Pembiayaan yang disalurkan oleh perbankan syariah masih didominasi oleh sektor perumahan melalui Kredit Pemilikan Rumah (KPR) dengan proporsi sekitar 23 persen dari total pembiayaan. Sementara itu, sektor usaha mikro, kecil, dan menengah (UMKM) mendapatkan porsi sekitar 16 hingga 17 persen dari total penyaluran pembiayaan. Hal ini menunjukkan bahwa perbankan syariah memiliki peran yang cukup besar dalam mendukung sektor riil serta inklusi keuangan di Indonesia.
Dari sisi permodalan, perbankan syariah tetap berada dalam kondisi yang kuat dan stabil. Rasio kecukupan modal atau Capital Adequacy Ratio (CAR) tercatat sebesar 25,4 persen, berada jauh di atas ketentuan minimum yang telah ditetapkan. Selain itu, likuiditas perbankan syariah juga dalam kondisi yang sehat, dengan rasio alat likuid terhadap non-core deposit (AL/NCD) sebesar 154,52 persen serta rasio alat likuid terhadap dana pihak ketiga (AL/DPK) yang mencapai 32,09 persen. Kedua rasio ini masih berada di atas batas aman yang masing-masing ditetapkan sebesar 50 persen dan 10 persen.

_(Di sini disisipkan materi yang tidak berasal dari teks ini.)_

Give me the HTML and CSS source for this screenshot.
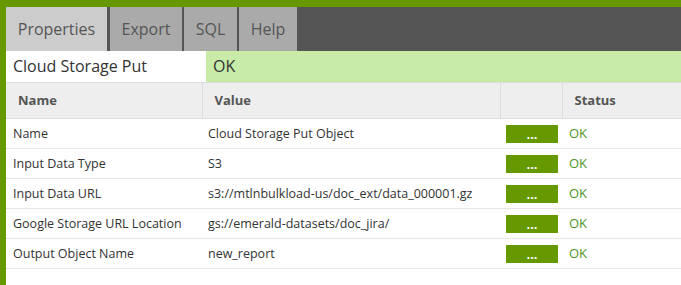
FILE: index.html
```html
<!DOCTYPE html>
<html lang="en">
<head>
    <meta charset="UTF-8">
    <title>Cloud Storage Put</title>
    <link rel="stylesheet" href="styles.css">
</head>
<body>
    <div class="panel">
        <div class="tabs">
            <div class="tab tab-properties active">Properties</div>
            <div class="tab tab-export">Export</div>
            <div class="tab tab-sql">SQL</div>
            <div class="tab tab-help">Help</div>
        </div>

        <div class="title-row">
            <div class="title-name">Cloud Storage Put</div>
            <div class="title-status">OK</div>
        </div>

        <table class="props">
            <thead>
                <tr>
                    <th class="col-name">Name</th>
                    <th class="col-value">Value</th>
                    <th class="col-btn"></th>
                    <th class="col-status">Status</th>
                </tr>
            </thead>
            <tbody>
                <tr>
                    <td>Name</td>
                    <td>Cloud Storage Put Object</td>
                    <td><button class="edit-button">...</button></td>
                    <td class="ok">OK</td>
                </tr>
                <tr>
                    <td>Input Data Type</td>
                    <td>S3</td>
                    <td><button class="edit-button">...</button></td>
                    <td class="ok">OK</td>
                </tr>
                <tr>
                    <td>Input Data URL</td>
                    <td>s3://mtlnbulkload-us/doc_ext/data_000001.gz</td>
                    <td><button class="edit-button">...</button></td>
                    <td class="ok">OK</td>
                </tr>
                <tr>
                    <td>Google Storage URL Location</td>
                    <td>gs://emerald-datasets/doc_jira/</td>
                    <td><button class="edit-button">...</button></td>
                    <td class="ok">OK</td>
                </tr>
                <tr>
                    <td>Output Object Name</td>
                    <td>new_report</td>
                    <td><button class="edit-button">...</button></td>
                    <td class="ok">OK</td>
                </tr>
            </tbody>
        </table>
    </div>
</body>
</html>
```

FILE: styles.css
```css
html, body {
    margin: 0;
    height: 100%;
}
body {
    font-family: "Open Sans", Arial, sans-serif;
    color: #333;
    background: #fff;
}
.panel {
    height: 100%;
    box-sizing: border-box;
    border-top: 7px solid #669900;
    border-left: 6px solid #669900;
}
.tabs {
    display: flex;
    gap: 2px;
    height: 44px;
    background: #555;
}
.tab {
    line-height: 44px;
    font-size: 16px;
    text-align: center;
    color: #555;
    background: #aaa;
}
.tab.active {
    background: #ccc;
    margin-right: 1px;
}
.tab-properties { width: 101px; }
.tab-export { width: 72px; }
.tab-sql { width: 53px; }
.tab-help { width: 58px; }
.title-row {
    display: flex;
    height: 31px;
    border-bottom: 1px solid #ddd;
    font-size: 16px;
    line-height: 31px;
}
.title-name {
    width: 200px;
    padding-left: 7px;
    box-sizing: border-box;
}
.title-status {
    flex: 1;
    padding-left: 7px;
    background: #c8eca8;
}
.props {
    width: 100%;
    border-collapse: collapse;
    font-size: 13px;
    table-layout: fixed;
}
.props th {
    box-sizing: border-box;
    height: 35px;
    padding: 0 12px;
    text-align: left;
    font-weight: bold;
    color: #555;
    background: #eee;
    border-bottom: 1px solid #ddd;
    border-left: 1px solid #ddd;
}
.props th:first-child {
    border-left: none;
}
.col-name { width: 196px; }
.col-value { width: 298px; }
.col-btn { width: 62px; }
.props td {
    height: 29px;
    padding: 0 6px;
    font-size: 12.5px;
    border-bottom: 1px solid #e6e6e6;
    white-space: nowrap;
}
.props td:first-child {
    padding-left: 7px;
}
.props td.ok {
    padding-left: 7px;
    font-size: 13px;
    color: #4d9426;
}
.edit-button {
    display: block;
    width: 52px;
    height: 18px;
    padding: 0;
    border: none;
    background: #669900;
    color: #fff;
    font-family: "Open Sans", Arial, sans-serif;
    font-size: 13px;
    font-weight: bold;
    line-height: 18px;
    margin-top: 1px;
}
```
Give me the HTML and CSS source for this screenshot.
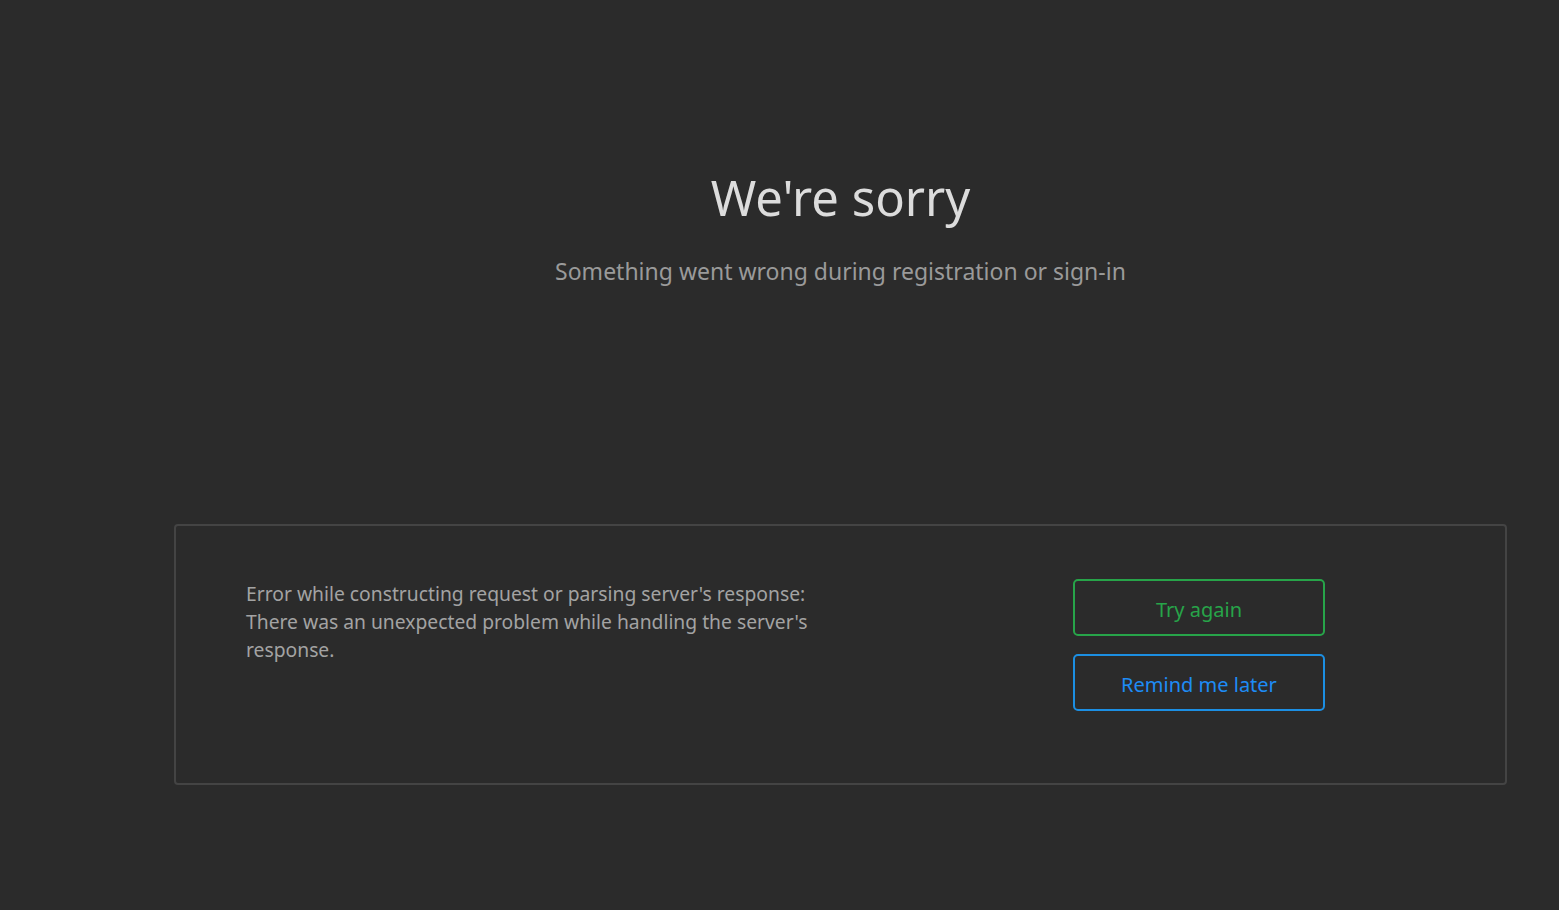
FILE: index.html
```html
<!DOCTYPE html>
<html lang="en">
<head>
    <meta charset="UTF-8">
    <meta name="viewport" content="width=device-width, initial-scale=1.0">
    <title>We're sorry</title>
    <link rel="stylesheet" href="styles.css">
</head>
<body>
    <div class="page">
        <div class="header">
            <h1 class="title">We're sorry</h1>
            <p class="subtitle">Something went wrong during registration or sign-in</p>
        </div>
        <div class="error-box">
            <p class="error-text">Error while constructing request or parsing server's response: There was an unexpected problem while handling the server's response.</p>
            <div class="actions">
                <button class="btn btn-retry">Try again</button>
                <button class="btn btn-later">Remind me later</button>
            </div>
        </div>
    </div>
</body>
</html>
```

FILE: styles.css
```css
*{
    margin:0;
    padding:0;
    box-sizing:border-box;
}
body{
    background-color:#2b2b2b;
    font-family:"Noto Sans", "Open Sans", sans-serif;
    height:100vh;
    overflow:hidden;
}
.page{
    margin-left:174px;
    width:1333px;
    padding-top:163px;
}
.header{
    text-align:center;
    height:361px;
}
.title{
    font-weight:normal;
    font-size:49px;
    line-height:68px;
    color:#dcdcdc;
}
.subtitle{
    margin-top:24px;
    font-size:23px;
    line-height:32px;
    color:#9a9a9a;
}
.error-box{
    display:flex;
    justify-content:space-between;
    align-items:flex-start;
    border:2px solid #444444;
    border-radius:4px;
    padding:53px 180px 72px 70px;
}
.error-text{
    width:600px;
    margin-top:1px;
    font-size:19.3px;
    line-height:28px;
    color:#a3a3a3;
}
.actions{
    display:flex;
    flex-direction:column;
    gap:18px;
    width:252px;
}
.btn{
    height:57px;
    padding-top:3px;
    background:transparent;
    border:2px solid;
    border-radius:5px;
    font-family:inherit;
    font-size:20px;
    cursor:pointer;
}
.btn-retry{
    border-color:#27a449;
    color:#27a449;
}
.btn-later{
    border-color:#1c8fe3;
    color:#1e8cf5;
}
```
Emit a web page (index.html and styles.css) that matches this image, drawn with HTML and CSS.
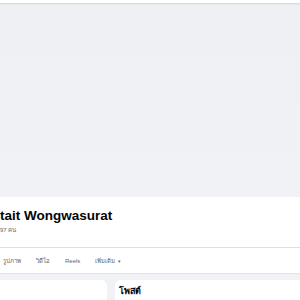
FILE: index.html
```html
<!DOCTYPE html>
<html lang="th">
<head>
<meta charset="utf-8">
<title>tait Wongwasurat</title>
<link rel="stylesheet" href="styles.css">
</head>
<body>
<div class="topbar"></div>
<section class="profile-head">
  <div class="cover"></div>
  <div class="info">
    <h1 class="name">tait Wongwasurat</h1>
    <div class="friends">97 คน</div>
  </div>
  <nav class="tabs">
    <span class="tab">รูปภาพ</span>
    <span class="tab">วิดีโอ</span>
    <span class="tab">Reels</span>
    <span class="tab">เพิ่มเติม <span class="caret">▾</span></span>
  </nav>
</section>
<main class="content">
  <div class="card card-left"></div>
  <div class="card card-right">
    <h2 class="card-title">โพสต์</h2>
  </div>
</main>
</body>
</html>
```
FILE: styles.css
```css
html, body {
  margin: 0;
  padding: 0;
}
body {
  width: 300px;
  height: 300px;
  overflow: hidden;
  background: #f0f2f5;
  font-family: "Liberation Sans", Arial, sans-serif;
  color: #050505;
}
.topbar {
  height: 3px;
  background: #ffffff;
  box-shadow: 0 1px 2px rgba(0, 0, 0, 0.12);
  position: relative;
  z-index: 2;
}
.profile-head {
  background: #ffffff;
  box-shadow: 0 1px 1px rgba(0, 0, 0, 0.06);
}
.cover {
  height: 194px;
  background: linear-gradient(#eff0f4, #f1f2f6);
}
.info {
  padding: 11px 0 0 0;
  height: 39px;
  border-bottom: 1px solid #dddfe2;
}
.name {
  margin: 0;
  font-size: 13.5px;
  line-height: 16px;
  font-weight: bold;
  color: #050505;
}
.friends {
  margin-top: 2px;
  font-size: 6px;
  line-height: 8px;
  color: #65676b;
}
.tabs {
  display: flex;
  align-items: center;
  gap: 15px;
  height: 25px;
  padding-left: 3px;
  font-size: 6px;
  color: #65676b;
}
.caret {
  font-size: 5px;
  margin-left: 1px;
}
.content {
  display: grid;
  grid-template-columns: 107px 1fr;
  gap: 8px;
  padding-top: 7px;
}
.card {
  background: #ffffff;
  height: 20px;
}
.card-left {
  border-top-right-radius: 6px;
}
.card-right {
  border-top-left-radius: 6px;
  padding: 5px 4px 0;
}
.card-title {
  margin: 0;
  font-size: 9px;
  line-height: 12px;
  font-weight: bold;
  color: #050505;
}
```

Dari sisi kualitas pembiayaan, rasio pembiayaan bermasalah atau Non-Performing Financing (NPF) Gross berada di level 2,12 persen, sementara NPF Nett tercatat sebesar 0,79 persen. Angka ini menunjukkan bahwa kualitas pembiayaan tetap terkendali dan berada dalam batas yang aman.
Tingkat profitabilitas perbankan syariah juga menunjukkan pertumbuhan yang positif. Indikator Return on Asset (ROA) tercatat sebesar 2,04 persen, yang mencerminkan bahwa bisnis perbankan syariah masih memiliki daya saing yang kuat di tengah berbagai tantangan ekonomi baik di dalam negeri maupun secara global.
Untuk meningkatkan skala ekonomi serta memperkuat model bisnis industri perbankan syariah, OJK telah menetapkan lima arah kebijakan utama pada tahun 2025. Salah satu kebijakan yang menjadi fokus utama adalah konsolidasi perbankan syariah serta penguatan unit usaha syariah (UUS). Langkah ini dilakukan dengan mendorong pemisahan (spin-off) unit usaha syariah dari bank induk konvensional, serta memberikan kemudahan bagi bank umum syariah (BUS) hasil spin-off untuk menjalin sinergi dengan bank induknya. OJK juga mendorong pemegang saham untuk mendukung konsolidasi tersebut agar terbentuk BUS dengan kapasitas yang lebih besar dan lebih kompetitif di pasar.
Selain itu, beberapa kebijakan lain yang akan didorong oleh OJK antara lain finalisasi pembentukan Komite Pengembangan Keuangan Syariah (KPKS), penyusunan pedoman produk perbankan syariah, serta penguatan peran perbankan syariah dalam ekosistem ekonomi syariah. OJK juga menargetkan peningkatan peran perbankan syariah dalam pembiayaan sektor UMKM, sehingga industri ini dapat berkontribusi lebih besar dalam mendukung pertumbuhan ekonomi yang inklusif dan berkelanjutan.
Dengan berbagai strategi dan kebijakan yang diterapkan, OJK optimistis bahwa industri perbankan syariah akan terus berkembang dan mampu bersaing dengan perbankan konvensional, baik di tingkat nasional maupun global. Diharapkan, peningkatan kontribusi perbankan syariah ini dapat memberikan dampak positif bagi pertumbuhan ekonomi nasional serta memperkuat sistem keuangan yang berbasis pada prinsip keadilan dan keberlanjutan.